Thank You, Mr. Lewis
I wanted to take this opportunity on the day we lay John Lewis to rest to say thank you, Mr. Lewis, Thank You for your life dedicated to causing GOOD TROUBLE to see that America lives up to the words upon which it was created, that all men are created equal.
In 1961 at the tender age of twenty-one, he was one of the original 13 Freedom Riders. Mobs of racists beat Mr. Lewis, but that did not deter John Lewis. He would not let others’ hatred and violence stop him from fighting against the evils of segregation.
A little over a year before I was born, on March 7, 1965, a twenty-five-year-old John Lewis led the Selma to Montgomery across the Edmund Pettus Bridge, a bridge named after a confederate general and KKK grand wizard, on a day that would come to be known as Bloody Sunday because of the brutal attack foisted upon Mr. Lewis and the other marchers. The actions of Mr. Lewis and those protestors led President Johnson to promise to send a voting rights bill to Congress that week. He was issuing an immediate statement “deploring the brutality with which a number of Negro citizens of Alabama were treated” On March 15, the president convened a joint session of Congress, outlined his new voting rights bill, and demanded that they pass it. In a historic presentation carried nationally on live television, making use of the most extensive media network, Johnson praised African-American activists’ courage. He called Selma “a turning point in man’s unending search for freedom” on a par with the Battle of Appomattox in the American Civil War. Johnson added that his entire Great Society program, not only the voting rights bill, was part of the Civil Rights Movement. He adopted language associated with Dr. King, declaring that “it is not just Negroes, but it is all of us, who must overcome the crippling legacy of bigotry and injustice. And we shall overcome. The bill was passed that summer and signed by Johnson as the Voting Rights Act on August 6, 1965. This is widely considered a watershed moment in the Civil Rights movement.

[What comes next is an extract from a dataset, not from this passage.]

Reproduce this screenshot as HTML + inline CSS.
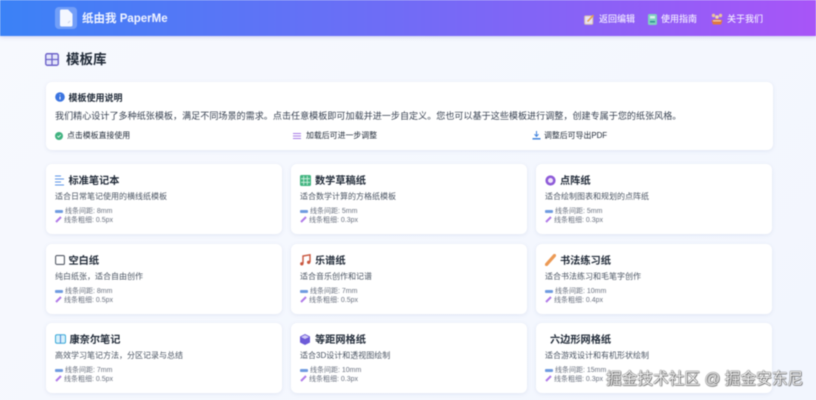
<!DOCTYPE html>
<html lang="zh"><head><meta charset="utf-8"><title>纸由我 PaperMe</title>
<style>
*{box-sizing:border-box;margin:0;padding:0}
html,body{width:816px;height:400px;overflow:hidden}
body{background:linear-gradient(135deg,#f7f9fe,#f2f6fe);font-family:"Liberation Sans","Noto Sans CJK SC",sans-serif;position:relative;color:#374151}
#w{position:absolute;inset:0;filter:blur(.5px)}
.a{position:absolute;white-space:nowrap}
header{position:absolute;left:0;top:0;width:816px;height:36px;background:linear-gradient(90deg,#3b82f6,#a855f7);box-shadow:0 1px 4px rgba(90,90,200,.25)}
.nav{font-size:9px;line-height:12px;color:#f0e9ff;top:13px;font-weight:500}
.card{position:absolute;width:236px;height:70px;background:#fff;border-radius:6px;box-shadow:0 1px 4px rgba(100,116,170,.13)}
.t{position:absolute;top:9.5px;font-size:10.2px;line-height:16px;font-weight:700;color:#1f2937;white-space:nowrap}
.d{position:absolute;left:9px;top:27px;font-size:8px;line-height:12px;color:#4b5563;white-space:nowrap}
.m{position:absolute;left:19px;font-size:7px;line-height:9px;color:#6b7280;white-space:nowrap}
.m1{top:43px}.m2{top:52px;left:18px}
.b{position:absolute;left:9px;top:45.5px;width:8px;height:3px;background:#6f9be0;border-radius:1px}
.p{position:absolute;left:9px;top:52px}
svg{position:absolute;display:block}
</style></head><body><div id="w">
<header>
<div class="a" style="left:55px;top:7px;width:22px;height:22px;border-radius:4px;background:rgba(255,255,255,.25)"></div>
<svg style="left:59px;top:9px" width="14" height="18" viewBox="0 0 14 18"><path d="M1 2Q1 0.5 2.5 0.5H9L13.5 5V16Q13.5 17.5 12 17.5H2.500Q1 17.500 1 16Z" fill="#f4f7ff"/><path d="M9 14l2-2" stroke="#c8d2ea"/></svg>
<div class="a" style="left:82px;top:10.500px;font-size:11.500px;line-height:16px;font-weight:700;color:#f1f4ff">纸由我 PaperMe</div>
<svg style="left:584px;top:13.500px" width="11" height="11" viewBox="0 0 11 11"><rect x=".7" y="2" width="8" height="8.300" rx="1" fill="#e8e0f4" stroke="#d9c3a8"/><path d="M3.500 7.500L9.500 1.200" stroke="#e5a04c" stroke-width="1.600"/></svg>
<div class="a nav" style="left:599px">返回编辑</div>
<svg style="left:648px;top:13.500px" width="10" height="11" viewBox="0 0 10 11"><rect width="9" height="11" rx="1.500" fill="#7fd0c0"/><rect x="2" y="2" width="5" height="2.500" fill="#d9f2ec"/><rect x="2" y="7" width="5" height="1.500" fill="#2f8f92"/></svg>
<div class="a nav" style="left:661px">使用指南</div>
<svg style="left:711px;top:12.500px" width="12" height="12" viewBox="0 0 12 12"><circle cx="2.500" cy="2.500" r="1.700" fill="#e9c39a"/><circle cx="9.500" cy="2.500" r="1.700" fill="#e9c39a"/><circle cx="6" cy="4" r="1.800" fill="#f0d5b0"/><path d="M.5 7.500Q6 4.500 11.500 7.500L10 11.500H2Z" fill="#e0793f"/><path d="M2 7.800H10" stroke="#f5e4d0"/></svg>
<div class="a nav" style="left:727px">关于我们</div>
</header>

<svg style="left:45px;top:53px" width="14" height="13" viewBox="0 0 14 13"><rect x=".75" y=".75" width="12.500" height="11.500" rx="1.500" fill="#e4e6fb" stroke="#6d63c9" stroke-width="1.400"/><path d="M7 1V12M1 6.500H13" stroke="#6d63c9" stroke-width="1.300"/></svg>
<div class="a" style="left:66px;top:51px;font-size:13.500px;line-height:18px;font-weight:700;color:#1f2937">模板库</div>

<div class="card" style="left:46px;top:82px;width:727px;height:68px">
<svg style="left:8.500px;top:10px" width="10" height="10" viewBox="0 0 10 10"><circle cx="5" cy="5" r="4.800" fill="#3b74e0"/><path d="M5 4.500V7.500M5 2.500V3.300" stroke="#fff"/></svg>
<div class="a" style="left:22.500px;top:9.500px;font-size:9px;line-height:13px;font-weight:700;color:#1f2937">模板使用说明</div>
<div class="a" style="left:9px;top:28px;font-size:9.080px;line-height:13px;color:#374151">我们精心设计了多种纸张模板，满足不同场景的需求。点击任意模板即可加载并进一步自定义。您也可以基于这些模板进行调整，创建专属于您的纸张风格。</div>
<svg style="left:8.500px;top:50px" width="8" height="8" viewBox="0 0 8 8"><circle cx="4" cy="4" r="4" fill="#3fb27f"/><path d="M2.300 4L3.600 5.200 5.800 2.900" stroke="#fff" fill="none" stroke-width=".8"/></svg>
<div class="a" style="left:21px;top:48px;font-size:7.900px;line-height:11px;color:#1f2937">点击模板直接使用</div>
<svg style="left:247px;top:50px" width="8" height="8" viewBox="0 0 8 8"><path d="M0 1.500H8M0 4H8M0 6.500H8" stroke="#a77be6" stroke-width="1"/></svg>
<div class="a" style="left:260px;top:48px;font-size:7.900px;line-height:11px;color:#1f2937">加载后可进一步调整</div>
<svg style="left:486px;top:49px" width="9" height="9" viewBox="0 0 9 9"><path d="M4.500 0V5M2.500 3.200L4.500 5.500 6.500 3.200" stroke="#3f82dd" fill="none"/><path d="M.5 7.800H8.500" stroke="#3f82dd" stroke-width="1.500"/></svg>
<div class="a" style="left:498px;top:48px;font-size:7.900px;line-height:11px;color:#1f2937">调整后可导出PDF</div>
</div>

<div class="card" style="left:46px;top:164px">
<svg style="left:9px;top:11px" width="10" height="11" viewBox="0 0 10 11"><path d="M0 1H6M0 4H9M0 7H6M0 10H9" stroke="#5b93e6" stroke-width="1.100"/></svg>
<div class="t" style="left:22.500px">标准笔记本</div><div class="d">适合日常笔记使用的横线纸模板</div>
<i class="b"></i><svg class="p" width="7" height="7" viewBox="0 0 7 7"><path d="M1 6L6 1" stroke="#b07ae8" stroke-width="2"/></svg>
<div class="m m1">线条间距: 8mm</div><div class="m m2">线条粗细: 0.5px</div></div>

<div class="card" style="left:291px;top:164px">
<svg style="left:9px;top:11px" width="11" height="11" viewBox="0 0 11 11"><rect width="11" height="11" rx="1.500" fill="#43b581"/><path d="M3.700 1V10M7.300 1V10M1 3.700H10M1 7.300H10" stroke="#d5f2e3" stroke-width=".8"/></svg>
<div class="t" style="left:24px">数学草稿纸</div><div class="d">适合数学计算的方格纸模板</div>
<i class="b"></i><svg class="p" width="7" height="7" viewBox="0 0 7 7"><path d="M1 6L6 1" stroke="#b07ae8" stroke-width="2"/></svg>
<div class="m m1">线条间距: 5mm</div><div class="m m2">线条粗细: 0.3px</div></div>

<div class="card" style="left:536px;top:164px">
<svg style="left:9px;top:11px" width="11" height="11" viewBox="0 0 11 11"><circle cx="5.500" cy="5.500" r="3.800" fill="#f0e6fb" stroke="#8e5bd8" stroke-width="2.600"/></svg>
<div class="t" style="left:24px">点阵纸</div><div class="d">适合绘制图表和规划的点阵纸</div>
<i class="b"></i><svg class="p" width="7" height="7" viewBox="0 0 7 7"><path d="M1 6L6 1" stroke="#b07ae8" stroke-width="2"/></svg>
<div class="m m1">线条间距: 5mm</div><div class="m m2">线条粗细: 0.3px</div></div>

<div class="card" style="left:46px;top:244px">
<svg style="left:9px;top:11px" width="10" height="10" viewBox="0 0 10 10"><rect x=".6" y=".6" width="8.800" height="8.800" rx="1.200" fill="#fff" stroke="#555b66" stroke-width="1.100"/></svg>
<div class="t" style="left:22.500px">空白纸</div><div class="d">纯白纸张，适合自由创作</div>
<i class="b"></i><svg class="p" width="7" height="7" viewBox="0 0 7 7"><path d="M1 6L6 1" stroke="#b07ae8" stroke-width="2"/></svg>
<div class="m m1">线条间距: 8mm</div><div class="m m2">线条粗细: 0.5px</div></div>

<div class="card" style="left:291px;top:244px">
<svg style="left:9px;top:10px" width="11" height="12" viewBox="0 0 11 12"><path d="M3 9.500V2L10 .8V8" stroke="#c9573f" stroke-width="1.400" fill="none"/><circle cx="1.800" cy="9.800" r="1.700" fill="#c9573f"/><circle cx="8.700" cy="8.300" r="1.700" fill="#c9573f"/></svg>
<div class="t" style="left:24px">乐谱纸</div><div class="d">适合音乐创作和记谱</div>
<i class="b"></i><svg class="p" width="7" height="7" viewBox="0 0 7 7"><path d="M1 6L6 1" stroke="#b07ae8" stroke-width="2"/></svg>
<div class="m m1">线条间距: 7mm</div><div class="m m2">线条粗细: 0.5px</div></div>

<div class="card" style="left:536px;top:244px">
<svg style="left:9px;top:10px" width="11" height="12" viewBox="0 0 11 12"><path d="M1.500 10.500L9.500 1.500" stroke="#ec9a55" stroke-width="3.200" stroke-linecap="round"/></svg>
<div class="t" style="left:24px">书法练习纸</div><div class="d">适合书法练习和毛笔字创作</div>
<i class="b"></i><svg class="p" width="7" height="7" viewBox="0 0 7 7"><path d="M1 6L6 1" stroke="#b07ae8" stroke-width="2"/></svg>
<div class="m m1">线条间距: 10mm</div><div class="m m2">线条粗细: 0.4px</div></div>

<div class="card" style="left:46px;top:323px">
<svg style="left:9px;top:11px" width="11" height="10" viewBox="0 0 11 10"><rect x=".5" y=".7" width="10" height="8.600" rx="1.500" fill="#d7f1fb" stroke="#3aa8d8" stroke-width="1"/><path d="M5.500 1V9" stroke="#4d86d8"/></svg>
<div class="t" style="left:23.500px">康奈尔笔记</div><div class="d">高效学习笔记方法，分区记录与总结</div>
<i class="b"></i><svg class="p" width="7" height="7" viewBox="0 0 7 7"><path d="M1 6L6 1" stroke="#b07ae8" stroke-width="2"/></svg>
<div class="m m1">线条间距: 7mm</div><div class="m m2">线条粗细: 0.5px</div></div>

<div class="card" style="left:291px;top:323px">
<svg style="left:9px;top:11px" width="10" height="11" viewBox="0 0 10 11"><path d="M5 0L10 2.500V8.500L5 11 0 8.500V2.500Z" fill="#6d5bd8"/><path d="M1 3L5 5 9 3 5 1Z" fill="#cfc8f5"/></svg>
<div class="t" style="left:24px">等距网格纸</div><div class="d">适合3D设计和透视图绘制</div>
<i class="b"></i><svg class="p" width="7" height="7" viewBox="0 0 7 7"><path d="M1 6L6 1" stroke="#b07ae8" stroke-width="2"/></svg>
<div class="m m1">线条间距: 10mm</div><div class="m m2">线条粗细: 0.3px</div></div>

<div class="card" style="left:536px;top:323px">
<div class="t" style="left:14px">六边形网格纸</div><div class="d">适合游戏设计和有机形状绘制</div>
<i class="b"></i><svg class="p" width="7" height="7" viewBox="0 0 7 7"><path d="M1 6L6 1" stroke="#b07ae8" stroke-width="2"/></svg>
<div class="m m1">线条间距: 15mm</div><div class="m m2">线条粗细: 0.3px</div></div>

<div class="a" style="left:606px;top:369.500px;font-size:15.700px;line-height:20px;color:#f2f2f2;text-shadow:0 0 1px #333,0 0 1px #333,.5px .5px 1px #444">掘金技术社区 @ 掘金安东尼</div>
</div></body></html>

In 1988, the year after he was sworn into Congress, Lewis introduced a bill to create a national African American museum in Washington. The bill failed, and for 15 years, he continued to introduce it with each new Congress. Still, each time it was blocked in the Senate until finally, in 2003, President George W. Bush signed the bill to establish the museum. The National Museum of African American History and Culture held its opening ceremony on September 25, 2016.
Today as an African American, every time I freely walk-in the voting booth without the fear of being turned away because of my skin color, I owe it to the actions of Mr. Lewis.
Every time as an African American, I travel to the south without using a separate bathroom or being turned away from a restaurant because of the skin color. I owe it to the actions of John Lewis.
Every time I travel with a white friend in the south as an African American, we can ride next to each other I owe it to John Lewis.
To the day he was taken from us to his eternal life with the Lord, Mr. Lewis remained faithful to the cause, his mission, to give a voice to those who had no voice, to fight for racial equality, to cause as much GOOD TROUBLE that was needed to ensure America never forgets that all men are created equal.